Goal of the exercise:
Starting with the first line of the listing, quote each line exactly until and including the one with "bg-gradient-to-b from-[#dcdcdc] to-[#cdcdcd]'", leaving pictures out.

Recorded data:
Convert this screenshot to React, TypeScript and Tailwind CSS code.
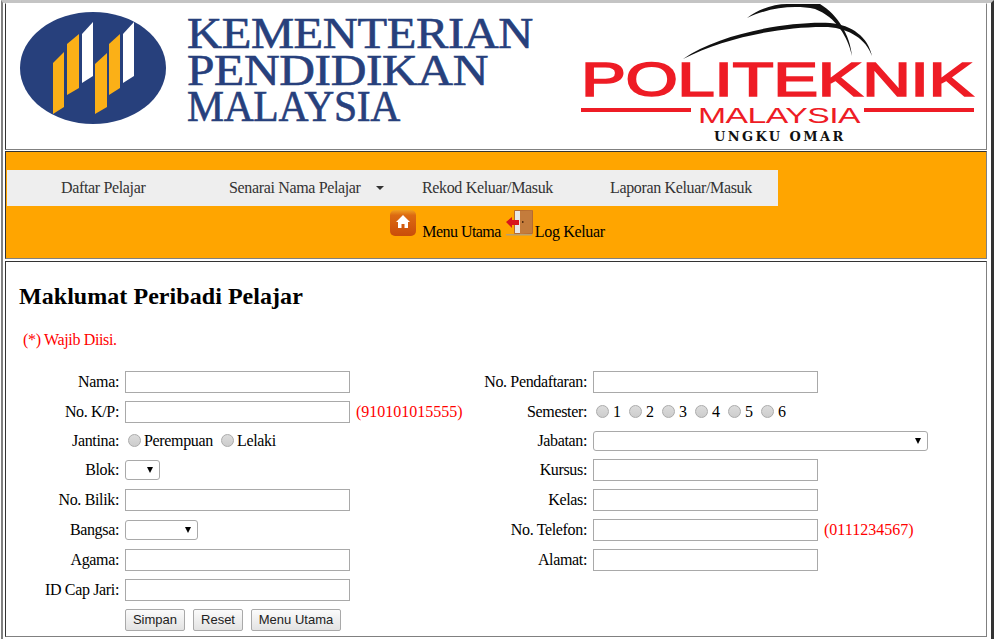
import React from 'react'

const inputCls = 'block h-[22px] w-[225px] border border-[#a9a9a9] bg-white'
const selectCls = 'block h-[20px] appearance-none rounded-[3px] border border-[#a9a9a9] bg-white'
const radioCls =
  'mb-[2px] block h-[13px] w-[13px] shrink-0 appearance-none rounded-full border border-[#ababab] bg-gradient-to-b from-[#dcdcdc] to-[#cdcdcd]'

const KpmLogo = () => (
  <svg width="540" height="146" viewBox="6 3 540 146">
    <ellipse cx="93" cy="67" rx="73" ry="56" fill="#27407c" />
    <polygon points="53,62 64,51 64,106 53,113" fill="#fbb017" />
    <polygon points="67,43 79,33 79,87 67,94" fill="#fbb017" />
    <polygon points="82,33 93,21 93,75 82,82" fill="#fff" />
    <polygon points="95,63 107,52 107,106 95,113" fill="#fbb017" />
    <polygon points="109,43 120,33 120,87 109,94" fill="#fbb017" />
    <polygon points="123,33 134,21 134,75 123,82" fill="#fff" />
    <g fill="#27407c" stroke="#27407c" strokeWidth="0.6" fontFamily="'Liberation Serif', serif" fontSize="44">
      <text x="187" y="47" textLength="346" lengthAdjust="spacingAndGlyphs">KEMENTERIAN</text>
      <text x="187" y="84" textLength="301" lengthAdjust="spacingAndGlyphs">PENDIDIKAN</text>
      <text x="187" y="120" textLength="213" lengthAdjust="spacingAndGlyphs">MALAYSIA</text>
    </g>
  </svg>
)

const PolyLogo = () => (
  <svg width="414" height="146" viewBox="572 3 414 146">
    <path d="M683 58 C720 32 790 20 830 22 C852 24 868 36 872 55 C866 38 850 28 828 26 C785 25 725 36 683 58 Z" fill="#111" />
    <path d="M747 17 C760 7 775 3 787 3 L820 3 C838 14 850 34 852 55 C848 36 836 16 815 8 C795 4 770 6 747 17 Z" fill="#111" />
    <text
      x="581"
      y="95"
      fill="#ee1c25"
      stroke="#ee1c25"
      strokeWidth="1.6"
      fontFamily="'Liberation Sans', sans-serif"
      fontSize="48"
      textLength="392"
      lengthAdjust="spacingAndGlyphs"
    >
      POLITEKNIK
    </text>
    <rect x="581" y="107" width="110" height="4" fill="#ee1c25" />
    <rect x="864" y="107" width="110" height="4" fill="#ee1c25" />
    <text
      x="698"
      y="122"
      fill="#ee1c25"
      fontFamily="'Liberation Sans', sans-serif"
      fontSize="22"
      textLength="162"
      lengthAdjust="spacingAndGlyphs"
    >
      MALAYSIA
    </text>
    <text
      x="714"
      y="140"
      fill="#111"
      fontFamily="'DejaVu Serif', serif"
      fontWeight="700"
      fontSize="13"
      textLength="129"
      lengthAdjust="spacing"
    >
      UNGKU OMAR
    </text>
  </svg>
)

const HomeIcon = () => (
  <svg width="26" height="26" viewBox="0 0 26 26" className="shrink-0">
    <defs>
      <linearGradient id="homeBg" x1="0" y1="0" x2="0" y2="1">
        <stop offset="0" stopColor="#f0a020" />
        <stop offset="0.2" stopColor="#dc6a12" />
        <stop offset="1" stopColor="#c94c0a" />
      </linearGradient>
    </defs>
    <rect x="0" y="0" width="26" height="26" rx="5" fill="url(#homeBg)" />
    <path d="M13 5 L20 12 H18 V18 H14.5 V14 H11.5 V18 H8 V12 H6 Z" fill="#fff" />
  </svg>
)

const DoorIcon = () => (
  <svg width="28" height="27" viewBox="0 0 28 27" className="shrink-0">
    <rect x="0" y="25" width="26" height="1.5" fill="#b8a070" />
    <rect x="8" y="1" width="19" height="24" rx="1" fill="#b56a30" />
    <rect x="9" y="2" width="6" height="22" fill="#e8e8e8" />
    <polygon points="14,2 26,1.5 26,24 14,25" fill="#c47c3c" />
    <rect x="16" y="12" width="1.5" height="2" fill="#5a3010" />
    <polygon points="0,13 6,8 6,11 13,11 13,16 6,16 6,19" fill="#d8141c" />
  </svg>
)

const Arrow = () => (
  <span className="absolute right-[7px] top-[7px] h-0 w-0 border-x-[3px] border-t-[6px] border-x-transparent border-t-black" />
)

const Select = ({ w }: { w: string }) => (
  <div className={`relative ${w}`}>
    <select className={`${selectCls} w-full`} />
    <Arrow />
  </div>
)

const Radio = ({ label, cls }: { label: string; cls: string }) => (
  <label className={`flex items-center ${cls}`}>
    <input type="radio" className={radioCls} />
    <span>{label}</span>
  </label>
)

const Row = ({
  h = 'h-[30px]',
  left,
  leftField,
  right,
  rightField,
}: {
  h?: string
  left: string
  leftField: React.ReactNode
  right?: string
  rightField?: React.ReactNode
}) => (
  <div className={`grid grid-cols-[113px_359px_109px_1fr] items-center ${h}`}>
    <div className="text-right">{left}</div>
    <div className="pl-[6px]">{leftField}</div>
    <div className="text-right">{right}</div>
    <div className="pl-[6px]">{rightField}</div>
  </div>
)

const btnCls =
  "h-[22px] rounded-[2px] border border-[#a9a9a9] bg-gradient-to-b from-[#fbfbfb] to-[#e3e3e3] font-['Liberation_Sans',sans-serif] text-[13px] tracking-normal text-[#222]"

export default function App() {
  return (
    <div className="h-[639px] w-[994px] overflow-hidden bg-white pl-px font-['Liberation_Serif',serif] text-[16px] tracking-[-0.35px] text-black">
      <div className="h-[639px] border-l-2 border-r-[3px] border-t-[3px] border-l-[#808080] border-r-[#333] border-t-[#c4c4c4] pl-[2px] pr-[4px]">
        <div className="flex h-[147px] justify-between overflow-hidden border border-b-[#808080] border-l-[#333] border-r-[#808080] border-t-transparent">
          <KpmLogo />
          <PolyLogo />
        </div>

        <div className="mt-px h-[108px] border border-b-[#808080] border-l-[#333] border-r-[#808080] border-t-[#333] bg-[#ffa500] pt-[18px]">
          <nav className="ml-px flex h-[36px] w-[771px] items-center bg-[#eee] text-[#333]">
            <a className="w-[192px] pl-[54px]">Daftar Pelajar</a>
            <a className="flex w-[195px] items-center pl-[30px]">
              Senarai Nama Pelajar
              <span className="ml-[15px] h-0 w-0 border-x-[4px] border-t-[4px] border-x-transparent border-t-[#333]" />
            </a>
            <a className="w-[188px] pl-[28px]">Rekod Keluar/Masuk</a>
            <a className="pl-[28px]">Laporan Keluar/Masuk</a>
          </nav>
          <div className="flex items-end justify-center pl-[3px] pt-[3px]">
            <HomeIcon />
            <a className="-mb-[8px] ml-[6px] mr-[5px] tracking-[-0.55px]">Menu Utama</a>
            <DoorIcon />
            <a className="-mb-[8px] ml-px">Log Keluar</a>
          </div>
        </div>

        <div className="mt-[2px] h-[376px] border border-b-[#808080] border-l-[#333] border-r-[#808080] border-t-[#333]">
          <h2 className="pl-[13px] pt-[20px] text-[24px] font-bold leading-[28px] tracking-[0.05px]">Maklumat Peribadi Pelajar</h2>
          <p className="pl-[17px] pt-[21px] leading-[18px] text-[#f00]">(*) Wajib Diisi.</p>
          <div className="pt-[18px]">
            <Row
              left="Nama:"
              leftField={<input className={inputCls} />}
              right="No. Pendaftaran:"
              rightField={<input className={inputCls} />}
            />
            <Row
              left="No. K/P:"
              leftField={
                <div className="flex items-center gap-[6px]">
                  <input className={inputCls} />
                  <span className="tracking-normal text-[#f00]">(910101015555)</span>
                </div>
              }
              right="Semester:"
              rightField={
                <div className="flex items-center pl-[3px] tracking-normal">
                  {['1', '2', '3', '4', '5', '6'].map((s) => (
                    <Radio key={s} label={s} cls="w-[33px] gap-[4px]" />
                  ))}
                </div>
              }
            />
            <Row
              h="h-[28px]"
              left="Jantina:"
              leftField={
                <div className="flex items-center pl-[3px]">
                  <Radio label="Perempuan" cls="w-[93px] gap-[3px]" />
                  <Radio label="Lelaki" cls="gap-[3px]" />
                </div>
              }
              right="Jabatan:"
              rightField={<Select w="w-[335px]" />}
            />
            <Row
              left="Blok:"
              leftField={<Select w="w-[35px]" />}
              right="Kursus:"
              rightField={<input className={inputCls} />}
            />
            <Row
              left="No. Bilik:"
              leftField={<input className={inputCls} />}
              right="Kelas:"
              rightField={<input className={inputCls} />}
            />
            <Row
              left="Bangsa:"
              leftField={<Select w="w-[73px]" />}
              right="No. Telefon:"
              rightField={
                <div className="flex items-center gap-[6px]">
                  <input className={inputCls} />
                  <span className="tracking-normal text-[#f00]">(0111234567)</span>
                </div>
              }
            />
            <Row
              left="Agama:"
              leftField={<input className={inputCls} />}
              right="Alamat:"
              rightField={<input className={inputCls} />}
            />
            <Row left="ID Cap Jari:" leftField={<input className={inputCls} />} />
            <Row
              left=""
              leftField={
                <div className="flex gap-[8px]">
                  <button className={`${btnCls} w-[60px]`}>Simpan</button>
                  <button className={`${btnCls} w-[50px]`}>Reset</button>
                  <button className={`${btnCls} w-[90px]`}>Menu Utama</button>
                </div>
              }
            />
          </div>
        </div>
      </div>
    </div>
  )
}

Solved exercise:
Convert this screenshot to React, TypeScript and Tailwind CSS code.
import React from 'react'

const inputCls = 'block h-[22px] w-[225px] border border-[#a9a9a9] bg-white'
const selectCls = 'block h-[20px] appearance-none rounded-[3px] border border-[#a9a9a9] bg-white'
const radioCls =
  'mb-[2px] block h-[13px] w-[13px] shrink-0 appearance-none rounded-full border border-[#ababab] bg-gradient-to-b from-[#dcdcdc] to-[#cdcdcd]'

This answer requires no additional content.